Exercise instructions: Look for the string "index" and copy every line that has it.

* begin Data lines *

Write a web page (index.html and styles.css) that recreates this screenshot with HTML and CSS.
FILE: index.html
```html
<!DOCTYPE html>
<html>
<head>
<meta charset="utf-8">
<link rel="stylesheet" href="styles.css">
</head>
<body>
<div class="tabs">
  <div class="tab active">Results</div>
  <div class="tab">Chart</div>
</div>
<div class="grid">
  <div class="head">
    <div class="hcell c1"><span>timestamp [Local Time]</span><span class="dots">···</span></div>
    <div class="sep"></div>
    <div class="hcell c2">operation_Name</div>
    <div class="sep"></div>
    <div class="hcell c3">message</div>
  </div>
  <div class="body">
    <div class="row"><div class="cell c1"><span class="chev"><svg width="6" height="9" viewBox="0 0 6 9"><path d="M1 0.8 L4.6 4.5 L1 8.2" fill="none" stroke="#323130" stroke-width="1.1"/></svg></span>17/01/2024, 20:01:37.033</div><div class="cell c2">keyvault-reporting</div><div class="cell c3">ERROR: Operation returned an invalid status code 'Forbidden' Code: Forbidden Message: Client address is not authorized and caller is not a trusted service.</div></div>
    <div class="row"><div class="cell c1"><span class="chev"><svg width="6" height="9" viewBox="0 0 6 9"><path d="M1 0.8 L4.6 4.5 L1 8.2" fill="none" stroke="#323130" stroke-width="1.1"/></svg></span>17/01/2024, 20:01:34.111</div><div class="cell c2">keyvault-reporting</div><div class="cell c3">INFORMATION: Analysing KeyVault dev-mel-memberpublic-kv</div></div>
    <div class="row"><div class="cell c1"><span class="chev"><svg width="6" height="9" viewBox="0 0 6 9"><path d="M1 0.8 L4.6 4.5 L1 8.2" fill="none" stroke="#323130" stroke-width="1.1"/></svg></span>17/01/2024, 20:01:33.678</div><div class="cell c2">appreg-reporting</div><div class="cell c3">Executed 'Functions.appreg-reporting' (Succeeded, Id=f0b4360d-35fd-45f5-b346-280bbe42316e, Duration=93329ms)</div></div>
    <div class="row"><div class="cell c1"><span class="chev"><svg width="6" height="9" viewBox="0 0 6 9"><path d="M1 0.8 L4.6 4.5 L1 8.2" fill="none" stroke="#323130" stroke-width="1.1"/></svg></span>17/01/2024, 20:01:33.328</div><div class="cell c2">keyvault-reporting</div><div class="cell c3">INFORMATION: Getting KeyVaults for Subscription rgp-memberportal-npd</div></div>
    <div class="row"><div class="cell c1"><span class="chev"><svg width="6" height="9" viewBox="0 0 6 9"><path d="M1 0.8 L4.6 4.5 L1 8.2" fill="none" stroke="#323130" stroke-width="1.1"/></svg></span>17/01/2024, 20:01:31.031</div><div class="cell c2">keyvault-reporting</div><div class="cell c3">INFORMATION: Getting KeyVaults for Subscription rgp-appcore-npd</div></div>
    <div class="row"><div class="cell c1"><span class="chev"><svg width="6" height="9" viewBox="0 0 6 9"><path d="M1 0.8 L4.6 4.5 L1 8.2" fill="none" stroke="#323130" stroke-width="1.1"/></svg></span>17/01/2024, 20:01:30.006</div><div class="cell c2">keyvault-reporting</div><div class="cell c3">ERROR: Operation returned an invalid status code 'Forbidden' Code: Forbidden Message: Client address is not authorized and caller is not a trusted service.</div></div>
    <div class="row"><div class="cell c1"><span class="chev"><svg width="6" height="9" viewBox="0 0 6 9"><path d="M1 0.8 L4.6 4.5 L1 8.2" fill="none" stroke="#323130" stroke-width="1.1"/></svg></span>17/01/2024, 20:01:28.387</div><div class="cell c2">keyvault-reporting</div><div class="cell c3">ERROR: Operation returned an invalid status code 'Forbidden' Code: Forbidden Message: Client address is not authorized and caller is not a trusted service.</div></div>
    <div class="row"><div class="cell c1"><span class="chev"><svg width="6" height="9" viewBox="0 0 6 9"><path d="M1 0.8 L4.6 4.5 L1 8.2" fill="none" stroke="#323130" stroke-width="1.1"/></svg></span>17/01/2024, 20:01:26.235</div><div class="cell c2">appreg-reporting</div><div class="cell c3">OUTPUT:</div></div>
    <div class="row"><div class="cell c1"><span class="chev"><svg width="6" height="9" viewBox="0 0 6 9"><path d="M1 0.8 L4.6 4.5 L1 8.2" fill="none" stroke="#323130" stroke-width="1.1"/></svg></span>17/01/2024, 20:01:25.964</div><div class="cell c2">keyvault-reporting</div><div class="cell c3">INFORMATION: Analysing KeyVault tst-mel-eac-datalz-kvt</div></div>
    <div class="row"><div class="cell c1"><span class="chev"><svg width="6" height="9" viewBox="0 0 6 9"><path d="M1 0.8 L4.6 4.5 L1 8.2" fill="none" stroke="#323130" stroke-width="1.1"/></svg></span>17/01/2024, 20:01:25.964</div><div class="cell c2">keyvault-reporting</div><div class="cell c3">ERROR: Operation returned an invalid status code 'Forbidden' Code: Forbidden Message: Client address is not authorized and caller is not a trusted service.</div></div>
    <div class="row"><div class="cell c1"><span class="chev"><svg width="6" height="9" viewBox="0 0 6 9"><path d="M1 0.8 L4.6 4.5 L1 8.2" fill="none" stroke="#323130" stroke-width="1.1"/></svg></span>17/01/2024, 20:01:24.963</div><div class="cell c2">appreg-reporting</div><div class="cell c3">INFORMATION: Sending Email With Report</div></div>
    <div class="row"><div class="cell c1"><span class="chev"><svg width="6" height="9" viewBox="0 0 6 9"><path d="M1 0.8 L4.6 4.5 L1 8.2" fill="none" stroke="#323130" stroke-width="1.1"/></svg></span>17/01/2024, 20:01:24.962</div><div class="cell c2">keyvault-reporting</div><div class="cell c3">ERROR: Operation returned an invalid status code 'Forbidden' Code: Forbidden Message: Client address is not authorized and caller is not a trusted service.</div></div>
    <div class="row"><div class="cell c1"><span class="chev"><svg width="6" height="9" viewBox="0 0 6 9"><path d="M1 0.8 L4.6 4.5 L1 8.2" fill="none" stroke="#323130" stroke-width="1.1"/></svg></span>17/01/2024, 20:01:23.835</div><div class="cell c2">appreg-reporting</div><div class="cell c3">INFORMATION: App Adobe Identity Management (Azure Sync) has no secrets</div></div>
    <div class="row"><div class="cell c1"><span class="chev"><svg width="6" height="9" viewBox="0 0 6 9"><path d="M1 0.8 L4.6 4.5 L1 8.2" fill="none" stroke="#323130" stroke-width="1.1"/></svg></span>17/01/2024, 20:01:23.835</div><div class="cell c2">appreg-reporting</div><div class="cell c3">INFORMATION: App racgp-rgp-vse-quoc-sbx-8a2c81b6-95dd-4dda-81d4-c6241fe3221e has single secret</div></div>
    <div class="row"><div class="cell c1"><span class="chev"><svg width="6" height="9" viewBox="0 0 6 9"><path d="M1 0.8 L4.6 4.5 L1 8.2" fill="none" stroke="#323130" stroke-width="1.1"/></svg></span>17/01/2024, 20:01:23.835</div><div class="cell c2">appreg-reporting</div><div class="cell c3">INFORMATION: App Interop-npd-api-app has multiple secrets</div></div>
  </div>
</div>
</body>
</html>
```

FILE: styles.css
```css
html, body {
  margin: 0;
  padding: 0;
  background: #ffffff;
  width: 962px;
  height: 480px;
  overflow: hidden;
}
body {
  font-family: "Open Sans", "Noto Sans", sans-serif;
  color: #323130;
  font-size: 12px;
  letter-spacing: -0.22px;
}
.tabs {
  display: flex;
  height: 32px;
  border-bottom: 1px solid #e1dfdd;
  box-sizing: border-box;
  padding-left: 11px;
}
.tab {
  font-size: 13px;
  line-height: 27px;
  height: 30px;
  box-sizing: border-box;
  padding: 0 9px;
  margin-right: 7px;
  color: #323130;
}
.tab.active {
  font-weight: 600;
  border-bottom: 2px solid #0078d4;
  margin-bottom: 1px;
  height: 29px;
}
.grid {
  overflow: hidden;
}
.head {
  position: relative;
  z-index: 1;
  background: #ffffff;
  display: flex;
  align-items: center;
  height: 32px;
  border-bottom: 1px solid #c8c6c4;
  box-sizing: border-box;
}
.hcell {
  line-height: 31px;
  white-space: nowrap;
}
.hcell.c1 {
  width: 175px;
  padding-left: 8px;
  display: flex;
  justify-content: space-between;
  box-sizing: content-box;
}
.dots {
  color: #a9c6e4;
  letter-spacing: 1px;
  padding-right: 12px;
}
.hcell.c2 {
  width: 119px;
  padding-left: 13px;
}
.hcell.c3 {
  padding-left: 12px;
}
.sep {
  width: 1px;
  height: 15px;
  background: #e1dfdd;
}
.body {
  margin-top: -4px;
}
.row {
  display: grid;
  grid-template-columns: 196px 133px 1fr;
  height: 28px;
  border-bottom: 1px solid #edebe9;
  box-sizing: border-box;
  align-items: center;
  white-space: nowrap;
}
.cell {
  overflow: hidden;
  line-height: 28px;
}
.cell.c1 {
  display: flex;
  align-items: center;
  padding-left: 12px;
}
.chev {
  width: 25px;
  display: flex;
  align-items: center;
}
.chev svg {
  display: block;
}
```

* end Data lines *
* begin Data lines *

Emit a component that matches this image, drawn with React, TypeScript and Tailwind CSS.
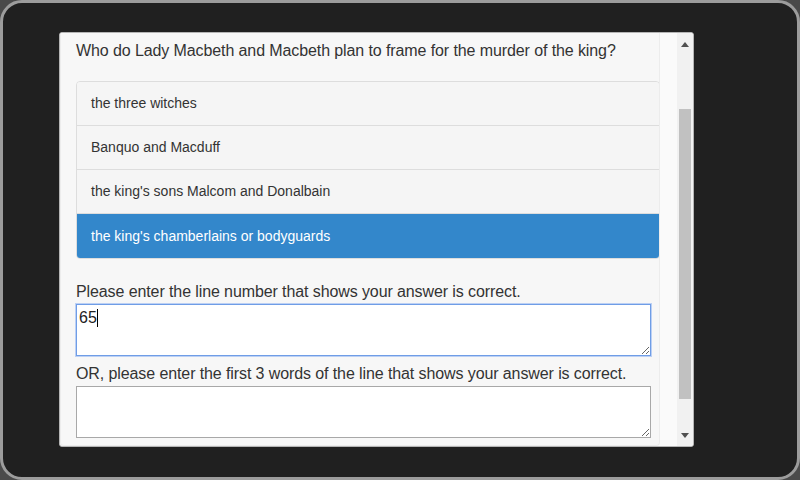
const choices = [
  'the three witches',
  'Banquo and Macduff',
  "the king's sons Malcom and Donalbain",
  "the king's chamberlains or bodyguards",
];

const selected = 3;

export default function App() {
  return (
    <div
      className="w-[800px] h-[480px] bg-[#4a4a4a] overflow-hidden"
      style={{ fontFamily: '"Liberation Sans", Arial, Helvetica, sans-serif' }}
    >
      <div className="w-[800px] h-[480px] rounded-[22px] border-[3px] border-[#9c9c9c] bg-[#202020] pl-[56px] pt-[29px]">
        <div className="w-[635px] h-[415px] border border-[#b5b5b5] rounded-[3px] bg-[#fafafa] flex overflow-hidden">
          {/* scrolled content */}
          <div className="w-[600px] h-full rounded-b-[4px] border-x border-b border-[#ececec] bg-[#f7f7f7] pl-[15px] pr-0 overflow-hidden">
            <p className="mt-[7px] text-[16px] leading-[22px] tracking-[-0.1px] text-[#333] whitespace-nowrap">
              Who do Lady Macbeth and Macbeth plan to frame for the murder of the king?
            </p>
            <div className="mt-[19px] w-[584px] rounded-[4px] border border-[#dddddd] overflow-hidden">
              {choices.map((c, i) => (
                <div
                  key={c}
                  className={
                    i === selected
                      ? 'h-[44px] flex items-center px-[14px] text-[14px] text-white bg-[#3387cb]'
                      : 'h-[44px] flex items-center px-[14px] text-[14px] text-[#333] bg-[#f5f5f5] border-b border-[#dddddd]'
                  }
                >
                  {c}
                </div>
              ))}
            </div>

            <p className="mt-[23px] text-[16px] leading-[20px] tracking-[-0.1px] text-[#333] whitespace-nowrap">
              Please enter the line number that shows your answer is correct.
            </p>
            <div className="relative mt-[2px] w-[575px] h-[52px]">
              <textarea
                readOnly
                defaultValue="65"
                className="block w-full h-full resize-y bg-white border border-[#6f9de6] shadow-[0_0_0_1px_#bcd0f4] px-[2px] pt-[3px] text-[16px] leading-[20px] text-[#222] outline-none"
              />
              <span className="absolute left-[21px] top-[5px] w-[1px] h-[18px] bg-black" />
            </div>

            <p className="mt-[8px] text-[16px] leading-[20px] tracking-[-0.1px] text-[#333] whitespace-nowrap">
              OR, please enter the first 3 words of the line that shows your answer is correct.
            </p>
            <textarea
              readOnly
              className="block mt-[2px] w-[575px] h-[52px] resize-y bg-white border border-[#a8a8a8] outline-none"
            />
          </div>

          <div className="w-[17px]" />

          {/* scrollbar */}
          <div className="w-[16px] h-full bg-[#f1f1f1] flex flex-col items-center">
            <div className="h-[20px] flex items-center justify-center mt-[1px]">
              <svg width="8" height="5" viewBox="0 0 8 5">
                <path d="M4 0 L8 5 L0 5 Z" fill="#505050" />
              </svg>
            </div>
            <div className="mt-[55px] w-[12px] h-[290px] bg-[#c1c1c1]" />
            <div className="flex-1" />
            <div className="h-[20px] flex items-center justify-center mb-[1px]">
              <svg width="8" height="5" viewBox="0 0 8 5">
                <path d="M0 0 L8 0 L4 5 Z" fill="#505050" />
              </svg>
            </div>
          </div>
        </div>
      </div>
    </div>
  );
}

* end Data lines *

Expected output:
Write a web page (index.html and styles.css) that recreates this screenshot with HTML and CSS.
FILE: index.html
  z-index: 1;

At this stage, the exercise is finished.